O duo germânico Seabound é uma boa banda que se destaca do prolífico cenário do future pop, aquele gênero musical que compactua beats e synths do trance com melodias góticas. No caso da referida banda, o destaque vai para o alto nível de produção, os excelentes vocais (tudo bem que um tanto quanto calcados demais no Covenant) e a variação de climas e batidas, pois em muitos momentos há influências nítidas de synthpop e rock industrial, o que proporciona uma audição mais proveitosa do que dezenas de minutos lotados de batidas dançantes, quase discos p/ DJ tocar em pista e pouco clima para ouvir no som do seu quarto – um clichê recorrente no future pop.

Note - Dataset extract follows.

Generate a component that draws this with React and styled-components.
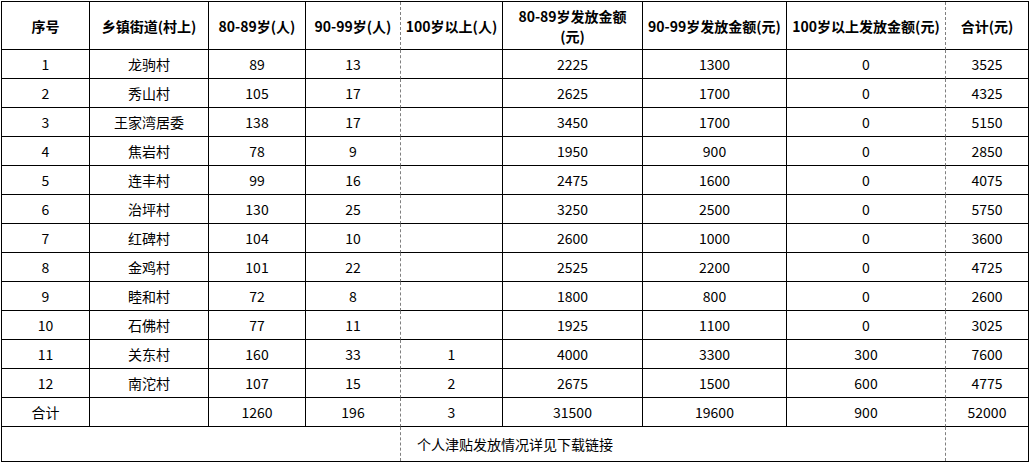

Fiz uma seleção dos álbuns “Beyond Flatline” (2004), “White Nights” (2003) e do EP “Poisonous Friend” (2006) e me dei por satisfeito.

Godflesh



Num outro CD resolvi juntar faixas de Godflesh e Orgy. Do primeiro, eu já o conhecia de longa data, pois tenho em casa há muitos anos o fenomenal disco “Slavestate” (1991). Trata-se de uma brilhante fusão metal/industrial totalmente personalizada (membros do Ministry, banda ícone deste gênero musical, são fãs), com guitarras saturadas, ritmos mecânicos em exaustão e muita distorção. Para quem não sabe, é a banda de Justin Broaderick, membro-fundador do inovador grupo de grindcore Napalm Death. Juntei algumas faixas de “Songs for Love & Hate”, todas pesadonas, baixão distorcido, riffs-bigorna, peso que não acaba mais e até mesmo uma influência latente de Sepultura, e confesso: ouvir este álbum de cabo a rabo tem de ter disposição para entrar na viagem noise arrastadona dos caras.

Orgy



No mesmo CD, pesquei algumas faixas do grupo norte-americano Orgy e seu álbum mais recente, “Punk Statik Paranoia” (2004). Esta banda surgiu como uma boa promessa há dez anos atrás, quando participou da primeira edição da famosa turnê “Family Values Tour”, onde o headliner Korn, em plena ascensão, liderava um mini-festival itinerante com bandas de diversos estilos musicais diferentes e ao gosto de seus integrantes. O Orgy ficou famoso pelo fantástico cover de “Blue Monday”, do New Order, e destacou-se naquela tour por apresentar um visual calcado nos anos 80 e por investir numa espécie de rock industrial sem samplers ou sintetizadores: todos os sons eram produzidos por guitarra, baixo e bateria/percussão lotados de efeitos eletrônicos que davam a sensação de estarmos ouvindo um som totalmente digital. O grande pecado desta banda foi o fato de terem nascido nos EUA, pois a tímida veia oitentista registrada em sua estréia poderia ter se convertido num mix electro-rock, caso fossem europeus, e hoje gozariam de alguma longevidade, dado o hype em torno da década retrasada que adentrou nos anos 2000. Mas, como residentes do território norte-americano, enveredaram pelos óbvios caminhos do nu metal e dali não saíram mais. Sobraram algumas boas faixas, muito mais pesadas do que as da sua citada estréia (“Candyass” - 1998), pescadas de “Punk...”. Pelo visto, estão em final de carreira.

A lista continua...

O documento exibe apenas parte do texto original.